From the listing that follows, output everything exactly except the pictures.

## DATA SHOWN
==============================
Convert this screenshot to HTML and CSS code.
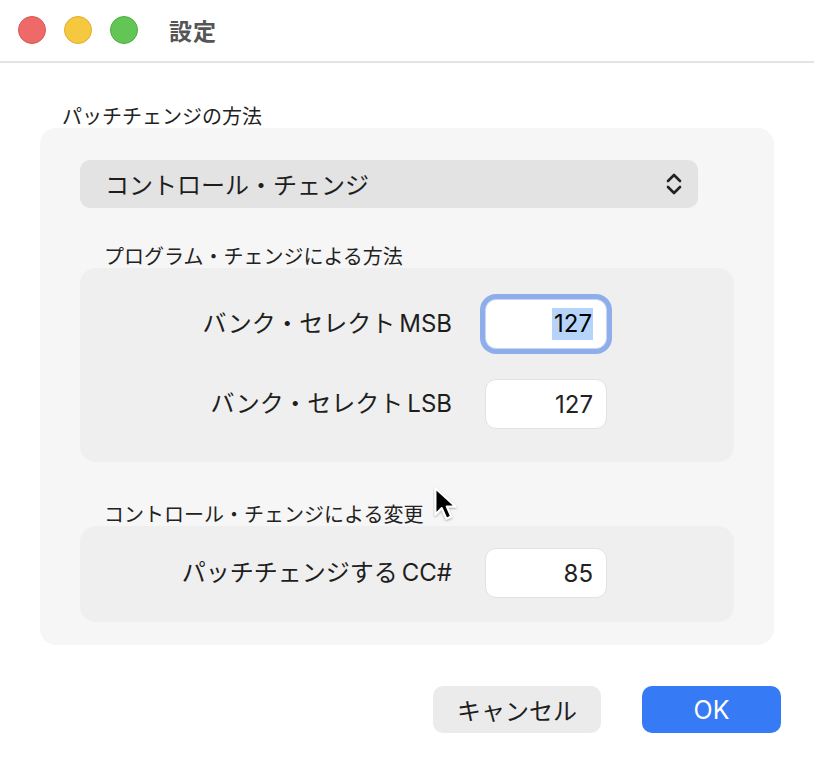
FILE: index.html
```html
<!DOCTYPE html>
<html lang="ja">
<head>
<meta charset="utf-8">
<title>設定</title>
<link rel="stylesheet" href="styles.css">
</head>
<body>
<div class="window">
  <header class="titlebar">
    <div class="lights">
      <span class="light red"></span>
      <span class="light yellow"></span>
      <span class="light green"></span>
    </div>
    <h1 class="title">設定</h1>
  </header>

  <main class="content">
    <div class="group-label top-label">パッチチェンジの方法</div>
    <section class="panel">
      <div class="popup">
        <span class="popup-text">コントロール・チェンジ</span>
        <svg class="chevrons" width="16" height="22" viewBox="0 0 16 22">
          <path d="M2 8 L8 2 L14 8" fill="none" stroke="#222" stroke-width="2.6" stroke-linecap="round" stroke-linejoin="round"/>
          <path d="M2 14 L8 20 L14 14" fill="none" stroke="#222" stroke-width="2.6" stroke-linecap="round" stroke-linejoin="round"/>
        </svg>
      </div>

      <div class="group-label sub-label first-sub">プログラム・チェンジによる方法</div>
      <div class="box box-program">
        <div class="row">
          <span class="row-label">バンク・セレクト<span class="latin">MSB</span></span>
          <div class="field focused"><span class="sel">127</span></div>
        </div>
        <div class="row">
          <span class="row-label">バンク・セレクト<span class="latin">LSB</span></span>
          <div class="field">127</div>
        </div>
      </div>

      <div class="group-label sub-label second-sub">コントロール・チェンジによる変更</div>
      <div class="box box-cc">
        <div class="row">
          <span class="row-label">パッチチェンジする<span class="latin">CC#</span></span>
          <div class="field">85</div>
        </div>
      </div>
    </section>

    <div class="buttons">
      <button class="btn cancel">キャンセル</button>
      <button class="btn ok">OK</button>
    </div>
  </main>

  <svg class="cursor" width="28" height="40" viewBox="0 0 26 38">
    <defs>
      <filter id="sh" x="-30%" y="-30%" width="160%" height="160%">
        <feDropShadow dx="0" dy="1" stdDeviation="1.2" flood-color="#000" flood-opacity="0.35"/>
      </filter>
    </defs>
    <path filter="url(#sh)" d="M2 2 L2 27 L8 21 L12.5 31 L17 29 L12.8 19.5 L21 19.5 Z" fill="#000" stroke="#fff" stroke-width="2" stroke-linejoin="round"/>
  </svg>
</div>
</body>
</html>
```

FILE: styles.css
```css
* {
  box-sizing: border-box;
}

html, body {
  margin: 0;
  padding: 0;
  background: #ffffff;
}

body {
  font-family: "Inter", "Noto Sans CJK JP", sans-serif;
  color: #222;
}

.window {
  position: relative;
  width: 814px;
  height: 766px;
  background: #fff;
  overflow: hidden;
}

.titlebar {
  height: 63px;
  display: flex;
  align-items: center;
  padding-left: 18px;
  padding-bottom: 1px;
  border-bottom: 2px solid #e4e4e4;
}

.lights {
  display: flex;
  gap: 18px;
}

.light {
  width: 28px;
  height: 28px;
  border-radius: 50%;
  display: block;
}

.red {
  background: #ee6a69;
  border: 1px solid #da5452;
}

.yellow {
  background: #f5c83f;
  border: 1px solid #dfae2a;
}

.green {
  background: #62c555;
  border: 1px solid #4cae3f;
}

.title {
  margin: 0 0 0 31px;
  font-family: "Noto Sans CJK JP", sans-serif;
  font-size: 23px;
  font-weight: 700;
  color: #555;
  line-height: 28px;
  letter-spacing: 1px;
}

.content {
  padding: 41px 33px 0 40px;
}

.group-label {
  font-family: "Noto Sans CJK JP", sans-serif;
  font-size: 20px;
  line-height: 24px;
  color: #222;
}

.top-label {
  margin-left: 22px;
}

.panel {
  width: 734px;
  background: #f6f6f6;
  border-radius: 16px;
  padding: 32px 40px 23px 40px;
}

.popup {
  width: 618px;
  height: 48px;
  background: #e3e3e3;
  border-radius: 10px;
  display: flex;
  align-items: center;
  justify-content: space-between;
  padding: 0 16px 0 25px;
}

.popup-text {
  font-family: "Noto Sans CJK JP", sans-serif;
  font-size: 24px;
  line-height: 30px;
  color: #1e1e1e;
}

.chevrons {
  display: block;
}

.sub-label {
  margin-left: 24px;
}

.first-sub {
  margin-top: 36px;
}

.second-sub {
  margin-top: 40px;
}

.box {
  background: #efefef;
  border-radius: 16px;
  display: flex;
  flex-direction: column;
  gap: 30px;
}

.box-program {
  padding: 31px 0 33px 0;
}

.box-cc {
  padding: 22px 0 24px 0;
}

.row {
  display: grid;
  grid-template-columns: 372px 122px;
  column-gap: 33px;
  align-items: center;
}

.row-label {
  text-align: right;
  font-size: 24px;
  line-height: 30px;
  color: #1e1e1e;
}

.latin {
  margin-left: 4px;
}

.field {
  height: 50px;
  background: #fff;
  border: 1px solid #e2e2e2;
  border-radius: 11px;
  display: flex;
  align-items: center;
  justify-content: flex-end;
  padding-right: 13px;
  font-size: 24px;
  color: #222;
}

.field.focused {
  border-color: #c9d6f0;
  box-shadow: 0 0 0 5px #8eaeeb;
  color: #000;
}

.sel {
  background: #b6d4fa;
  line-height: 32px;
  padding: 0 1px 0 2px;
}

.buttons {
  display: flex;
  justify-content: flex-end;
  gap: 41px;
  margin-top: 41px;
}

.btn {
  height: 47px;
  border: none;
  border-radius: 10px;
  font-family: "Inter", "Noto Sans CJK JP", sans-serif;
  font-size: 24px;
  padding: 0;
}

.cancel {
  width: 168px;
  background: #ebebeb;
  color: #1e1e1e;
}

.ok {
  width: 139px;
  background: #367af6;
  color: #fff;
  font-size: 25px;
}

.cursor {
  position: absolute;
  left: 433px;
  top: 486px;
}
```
==============================
## FULL SOLUTION
Convert this screenshot to HTML and CSS code.
FILE: index.html
```html
<!DOCTYPE html>
<html lang="ja">
<head>
<meta charset="utf-8">
<title>設定</title>
<link rel="stylesheet" href="styles.css">
</head>
<body>
<div class="window">
  <header class="titlebar">
    <div class="lights">
      <span class="light red"></span>
      <span class="light yellow"></span>
      <span class="light green"></span>
    </div>
    <h1 class="title">設定</h1>
  </header>

  <main class="content">
    <div class="group-label top-label">パッチチェンジの方法</div>
    <section class="panel">
      <div class="popup">
        <span class="popup-text">コントロール・チェンジ</span>
        <svg class="chevrons" width="16" height="22" viewBox="0 0 16 22">
          <path d="M2 8 L8 2 L14 8" fill="none" stroke="#222" stroke-width="2.6" stroke-linecap="round" stroke-linejoin="round"/>
          <path d="M2 14 L8 20 L14 14" fill="none" stroke="#222" stroke-width="2.6" stroke-linecap="round" stroke-linejoin="round"/>
        </svg>
      </div>

      <div class="group-label sub-label first-sub">プログラム・チェンジによる方法</div>
      <div class="box box-program">
        <div class="row">
          <span class="row-label">バンク・セレクト<span class="latin">MSB</span></span>
          <div class="field focused"><span class="sel">127</span></div>
        </div>
        <div class="row">
          <span class="row-label">バンク・セレクト<span class="latin">LSB</span></span>
          <div class="field">127</div>
        </div>
      </div>

      <div class="group-label sub-label second-sub">コントロール・チェンジによる変更</div>
      <div class="box box-cc">
        <div class="row">
          <span class="row-label">パッチチェンジする<span class="latin">CC#</span></span>
          <div class="field">85</div>
        </div>
      </div>
    </section>

    <div class="buttons">
      <button class="btn cancel">キャンセル</button>
      <button class="btn ok">OK</button>
    </div>
  </main>

  <svg class="cursor" width="28" height="40" viewBox="0 0 26 38">
    <defs>
      <filter id="sh" x="-30%" y="-30%" width="160%" height="160%">
        <feDropShadow dx="0" dy="1" stdDeviation="1.2" flood-color="#000" flood-opacity="0.35"/>
      </filter>
    </defs>
    <path filter="url(#sh)" d="M2 2 L2 27 L8 21 L12.5 31 L17 29 L12.8 19.5 L21 19.5 Z" fill="#000" stroke="#fff" stroke-width="2" stroke-linejoin="round"/>
  </svg>
</div>
</body>
</html>
```

FILE: styles.css
```css
* {
  box-sizing: border-box;
}

html, body {
  margin: 0;
  padding: 0;
  background: #ffffff;
}

body {
  font-family: "Inter", "Noto Sans CJK JP", sans-serif;
  color: #222;
}

.window {
  position: relative;
  width: 814px;
  height: 766px;
  background: #fff;
  overflow: hidden;
}

.titlebar {
  height: 63px;
  display: flex;
  align-items: center;
  padding-left: 18px;
  padding-bottom: 1px;
  border-bottom: 2px solid #e4e4e4;
}

.lights {
  display: flex;
  gap: 18px;
}

.light {
  width: 28px;
  height: 28px;
  border-radius: 50%;
  display: block;
}

.red {
  background: #ee6a69;
  border: 1px solid #da5452;
}

.yellow {
  background: #f5c83f;
  border: 1px solid #dfae2a;
}

.green {
  background: #62c555;
  border: 1px solid #4cae3f;
}

.title {
  margin: 0 0 0 31px;
  font-family: "Noto Sans CJK JP", sans-serif;
  font-size: 23px;
  font-weight: 700;
  color: #555;
  line-height: 28px;
  letter-spacing: 1px;
}

.content {
  padding: 41px 33px 0 40px;
}

.group-label {
  font-family: "Noto Sans CJK JP", sans-serif;
  font-size: 20px;
  line-height: 24px;
  color: #222;
}

.top-label {
  margin-left: 22px;
}

.panel {
  width: 734px;
  background: #f6f6f6;
  border-radius: 16px;
  padding: 32px 40px 23px 40px;
}

.popup {
  width: 618px;
  height: 48px;
  background: #e3e3e3;
  border-radius: 10px;
  display: flex;
  align-items: center;
  justify-content: space-between;
  padding: 0 16px 0 25px;
}

.popup-text {
  font-family: "Noto Sans CJK JP", sans-serif;
  font-size: 24px;
  line-height: 30px;
  color: #1e1e1e;
}

.chevrons {
  display: block;
}

.sub-label {
  margin-left: 24px;
}

.first-sub {
  margin-top: 36px;
}

.second-sub {
  margin-top: 40px;
}

.box {
  background: #efefef;
  border-radius: 16px;
  display: flex;
  flex-direction: column;
  gap: 30px;
}

.box-program {
  padding: 31px 0 33px 0;
}

.box-cc {
  padding: 22px 0 24px 0;
}

.row {
  display: grid;
  grid-template-columns: 372px 122px;
  column-gap: 33px;
  align-items: center;
}

.row-label {
  text-align: right;
  font-size: 24px;
  line-height: 30px;
  color: #1e1e1e;
}

.latin {
  margin-left: 4px;
}

.field {
  height: 50px;
  background: #fff;
  border: 1px solid #e2e2e2;
  border-radius: 11px;
  display: flex;
  align-items: center;
  justify-content: flex-end;
  padding-right: 13px;
  font-size: 24px;
  color: #222;
}

.field.focused {
  border-color: #c9d6f0;
  box-shadow: 0 0 0 5px #8eaeeb;
  color: #000;
}

.sel {
  background: #b6d4fa;
  line-height: 32px;
  padding: 0 1px 0 2px;
}

.buttons {
  display: flex;
  justify-content: flex-end;
  gap: 41px;
  margin-top: 41px;
}

.btn {
  height: 47px;
  border: none;
  border-radius: 10px;
  font-family: "Inter", "Noto Sans CJK JP", sans-serif;
  font-size: 24px;
  padding: 0;
}

.cancel {
  width: 168px;
  background: #ebebeb;
  color: #1e1e1e;
}

.ok {
  width: 139px;
  background: #367af6;
  color: #fff;
  font-size: 25px;
}

.cursor {
  position: absolute;
  left: 433px;
  top: 486px;
}
```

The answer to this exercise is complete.